◆ **WORK TO COMPLETE**:
Only the lines from the top of the listing below to the line that has "const [mode, setMode]" should be echoed, with both ends kept and pictures left out.

★ ★ ★ ★ ★

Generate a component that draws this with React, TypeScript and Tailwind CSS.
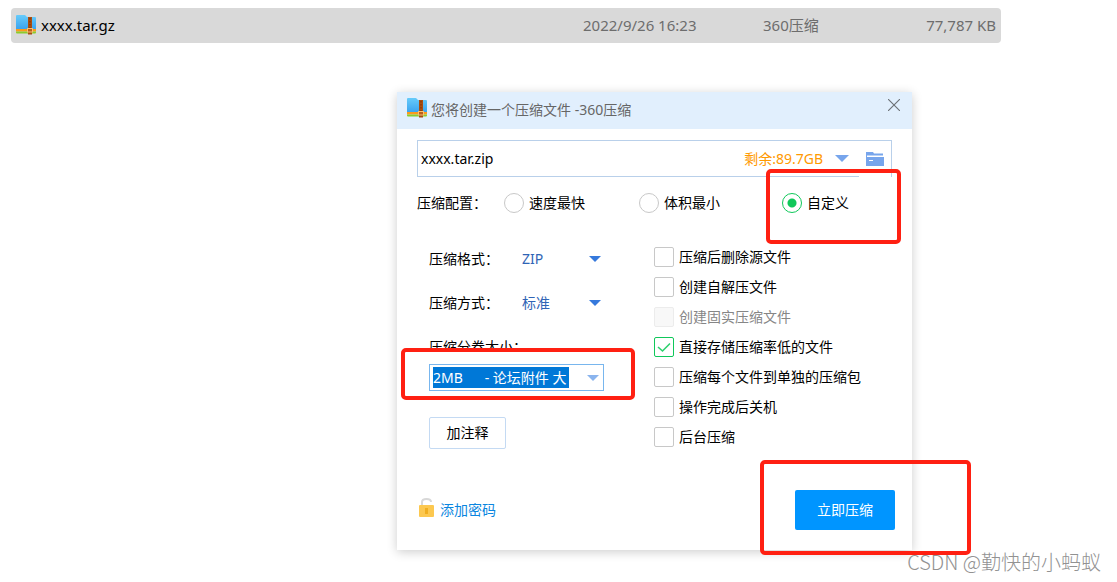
import React, { useState } from "react";

const checks = [
  { label: "压缩后删除源文件" },
  { label: "创建自解压文件" },
  { label: "创建固实压缩文件", disabled: true },
  { label: "直接存储压缩率低的文件", checked: true },
  { label: "压缩每个文件到单独的压缩包" },
  { label: "操作完成后关机" },
  { label: "后台压缩" },
];

const modes = ["速度最快", "体积最小", "自定义"];

function ArchiveIcon() {
  return (
    <svg width="20" height="20" viewBox="0 0 20 20" className="shrink-0" aria-hidden="true">
      <defs>
        <linearGradient id="folder" x1="0" y1="0" x2="0" y2="1">
          <stop offset="0" stopColor="#66cbfa" />
          <stop offset="1" stopColor="#3ba4f0" />
        </linearGradient>
      </defs>
      <path d="M0 1Q0 0 1 0H9L11 2H19Q20 2 20 3V14H0Z" fill="url(#folder)" />
      <path d="M0 14H20V16.500H0Z" fill="#fb9a1c" />
      <path d="M0 16.500H20V17.500Q20 18.500 19 18.500H1Q0 18.500 0 17.500Z" fill="#8ccc2c" />
      <path d="M12 2H16V19.500H12Z" fill="#a84e10" />
      <path d="M14 3V13" stroke="#8a3a08" strokeWidth="1.500" strokeDasharray="1.500 1.500" />
      <rect x="11.500" y="13.500" width="5" height="3.500" fill="#b8601c" stroke="#f8c070" />
    </svg>
  );
}

function Arrow({ className }: { className: string }) {
  return (
    <svg viewBox="0 0 14 7" className={className} aria-hidden="true">
      <path d="M0 0H14L7 7Z" fill="currentColor" />
    </svg>
  );
}

// Red frame drawn over the part to look at
function Mark({ className }: { className: string }) {
  return (
    <span className={`pointer-events-none absolute rounded-[5px] border-4 border-[#ff2012] ${className}`} />
  );
}

export default function App() {
  const [mode, setMode] = useState("自定义");

  return (
    <div className="bg-white pt-2 font-['Noto_Sans','Noto_Sans_CJK_SC',sans-serif] text-sm text-black">
      {/* File row */}
      <div className="ml-[11px] mr-[116px] overflow-hidden rounded-sm bg-[#d9d9d9]">
        <table className="w-full table-fixed text-[15px] text-[#6d6d6d]">
          <tbody>
            <tr className="h-[35px]">
              <td className="text-black">
                <div className="flex items-center gap-[5px] pl-[5px]">
                  <ArchiveIcon />
                  xxxx.tar.gz
                </div>
              </td>
              <td className="w-[180px]">2022/9/26 16:23</td>
              <td className="w-[120px]">360压缩</td>
              <td className="w-[118px] pr-[5px] text-right">77,787 KB</td>
            </tr>
          </tbody>
        </table>
      </div>

      {/* Dialog */}
      <section className="ml-[397px] mt-[49px] max-w-[515px] bg-white shadow-[0_2px_10px_rgba(0,0,0,0.2)]">
        <header className="flex h-[37px] items-start justify-between bg-[#e1effd] pl-[10px] pr-3 pt-[6px]">
          <h1 className="flex items-start gap-1 leading-6 text-[#666]">
            <ArchiveIcon />
            您将创建一个压缩文件 -360压缩
          </h1>
          <button aria-label="关闭" className="mt-px">
            <svg width="12" height="12" viewBox="0 0 12 12" stroke="#6b7075" strokeWidth="1.1">
              <path d="M0 0L12 12M12 0L0 12" />
            </svg>
          </button>
        </header>

        <div className="px-5 pt-[11px]">
          <div className="flex h-[37px] items-center border border-[#b9d0ea] pl-[3px]">
            <input
              aria-label="文件名"
              defaultValue="xxxx.tar.zip"
              className="min-w-0 flex-1 outline-none"
            />
            <span className="text-[#ff9900]">剩余:89.7GB</span>
            <button aria-label="更多位置" className="ml-3 text-[#77a5ec]">
              <Arrow className="h-[7px] w-[14px]" />
            </button>
            <button
              aria-label="选择文件夹"
              className="-mb-[3px] ml-[10px] flex h-[34px] w-8 items-center justify-center bg-white pb-[2px]"
            >
              <svg width="18" height="16" viewBox="0 0 18 16">
                <path d="M0 1H7L8 2.500H17V4.500H0Z" fill="#77a5ec" />
                <path d="M0 4H1V6H0Z" fill="#77a5ec" />
                <path d="M0 6H18V15H0Z" fill="#77a5ec" />
                <path d="M3 9.500H7" stroke="#fff" />
              </svg>
            </button>
          </div>

          {/* Compression mode */}
          <fieldset className="mt-[13px] flex h-[26px] items-center">
            <legend className="float-left w-[87px]">压缩配置：</legend>
            {modes.map((m) => (
              <label
                key={m}
                className="relative flex h-[26px] items-center gap-[5px] first-of-type:w-[135px] nth-of-type-[2]:w-[143px]"
              >
                <input
                  type="radio"
                  name="mode"
                  checked={mode === m}
                  onChange={() => setMode(m)}
                  className="size-5 appearance-none rounded-full border border-[#c8c8c8] checked:border-[#0fc85a] checked:bg-[radial-gradient(circle,#0fc85a_4px,#fff_5px)]"
                />
                {m}
                {m === "自定义" && <Mark className="-left-4 -top-[21px] h-[75px] w-[135px]" />}
              </label>
            ))}
          </fieldset>

          <div className="mt-[31px] flex">
            <div className="w-[237px] shrink-0 pl-3">
              <div className="flex h-6 items-center">
                <label htmlFor="format" className="w-[93px]">压缩格式：</label>
                <select id="format" className="w-[67px] appearance-none text-[#2f64b5] outline-none">
                  <option>ZIP</option>
                  <option>7Z</option>
                </select>
                <Arrow className="pointer-events-none h-[6px] w-3 text-[#3679dc]" />
              </div>
              <div className="mt-5 flex h-6 items-center">
                <label htmlFor="method" className="w-[93px]">压缩方式：</label>
                <select id="method" className="w-[67px] appearance-none text-[#2f64b5] outline-none">
                  <option>标准</option>
                  <option>最快</option>
                </select>
                <Arrow className="pointer-events-none h-[6px] w-3 text-[#3679dc]" />
              </div>
              <label htmlFor="volume" className="mt-5 block leading-6">压缩分卷大小：</label>
              <div className="relative mt-[5px] w-[175px]">
                <Mark className="-left-7 -top-4 h-[52px] w-[234px] bg-white" />
                <div className="relative flex h-[27px] items-center border border-[#78b6ee] bg-white pl-[3px]">
                  <select
                    id="volume"
                    className="h-[21px] w-[136px] appearance-none bg-[#0078d7] text-white outline-none"
                  >
                    <option>{"2MB\u00a0\u00a0\u00a0\u00a0\u00a0 - 论坛附件 大"}</option>
                  </select>
                  <Arrow className="pointer-events-none ml-[18px] h-[6px] w-3 text-[#8ab4ee]" />
                </div>
              </div>
              <button className="mt-[26px] h-8 w-[77px] rounded-xs border border-[#c4daf3]">加注释</button>
            </div>

            <div className="flex flex-col gap-[10px]">
              {checks.map((c) => (
                <label
                  key={c.label}
                  className="flex h-5 items-center gap-[5px] leading-[22px] has-disabled:text-[#868686]"
                >
                  <span className="grid">
                    <input
                      type="checkbox"
                      defaultChecked={c.checked}
                      disabled={c.disabled}
                      className="peer col-start-1 row-start-1 size-5 appearance-none rounded-xs border border-[#c8c8c8] checked:border-[#0fc85a] disabled:border-[#ececec] disabled:bg-[#f8f8f8]"
                    />
                    <svg
                      viewBox="0 0 20 20"
                      className="pointer-events-none invisible col-start-1 row-start-1 size-5 peer-checked:visible"
                    >
                      <path d="M4 10L8.500 14L16 6.500" fill="none" stroke="#2fd16f" strokeWidth="1.600" />
                    </svg>
                  </span>
                  {c.label}
                </label>
              ))}
            </div>
          </div>
        </div>

        <footer className="mt-[41px] flex items-center justify-between pb-5 pl-[22px] pr-[17px]">
          <a href="#password" className="flex items-start gap-[5px] leading-6 text-[#0a86e0]">
            <svg width="16" height="20" viewBox="0 0 16 20">
              <path d="M3 7V4Q3 1 7.500 1Q12 1 12 4" fill="none" stroke="#d8d8d8" strokeWidth="2" />
              <rect y="7" width="15" height="12" rx="1" fill="#fcc850" />
              <path d="M6 10H9V16H6Z" fill="#f0ae20" />
            </svg>
            添加密码
          </a>
          <div className="relative">
            <button className="block h-10 w-[100px] rounded-xs bg-[#0095ff] text-white">立即压缩</button>
            <Mark className="-left-[35px] -top-[30px] h-[95px] w-[211px]" />
          </div>
        </footer>
      </section>

      <p className="relative mr-4 text-right font-['Noto_Sans_CJK_SC',sans-serif] text-xl leading-6 font-light text-[#929292]">
        CSDN @勤快的小蚂蚁
      </p>
    </div>
  );
}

★ ★ ★ ★ ★

◆ **EXERCISE OUTPUT**:
Generate a component that draws this with React, TypeScript and Tailwind CSS.
import React, { useState } from "react";

const checks = [
  { label: "压缩后删除源文件" },
  { label: "创建自解压文件" },
  { label: "创建固实压缩文件", disabled: true },
  { label: "直接存储压缩率低的文件", checked: true },
  { label: "压缩每个文件到单独的压缩包" },
  { label: "操作完成后关机" },
  { label: "后台压缩" },
];

const modes = ["速度最快", "体积最小", "自定义"];

function ArchiveIcon() {
  return (
    <svg width="20" height="20" viewBox="0 0 20 20" className="shrink-0" aria-hidden="true">
      <defs>
        <linearGradient id="folder" x1="0" y1="0" x2="0" y2="1">
          <stop offset="0" stopColor="#66cbfa" />
          <stop offset="1" stopColor="#3ba4f0" />
        </linearGradient>
      </defs>
      <path d="M0 1Q0 0 1 0H9L11 2H19Q20 2 20 3V14H0Z" fill="url(#folder)" />
      <path d="M0 14H20V16.500H0Z" fill="#fb9a1c" />
      <path d="M0 16.500H20V17.500Q20 18.500 19 18.500H1Q0 18.500 0 17.500Z" fill="#8ccc2c" />
      <path d="M12 2H16V19.500H12Z" fill="#a84e10" />
      <path d="M14 3V13" stroke="#8a3a08" strokeWidth="1.500" strokeDasharray="1.500 1.500" />
      <rect x="11.500" y="13.500" width="5" height="3.500" fill="#b8601c" stroke="#f8c070" />
    </svg>
  );
}

function Arrow({ className }: { className: string }) {
  return (
    <svg viewBox="0 0 14 7" className={className} aria-hidden="true">
      <path d="M0 0H14L7 7Z" fill="currentColor" />
    </svg>
  );
}

// Red frame drawn over the part to look at
function Mark({ className }: { className: string }) {
  return (
    <span className={`pointer-events-none absolute rounded-[5px] border-4 border-[#ff2012] ${className}`} />
  );
}

export default function App() {
  const [mode, setMode] = useState("自定义");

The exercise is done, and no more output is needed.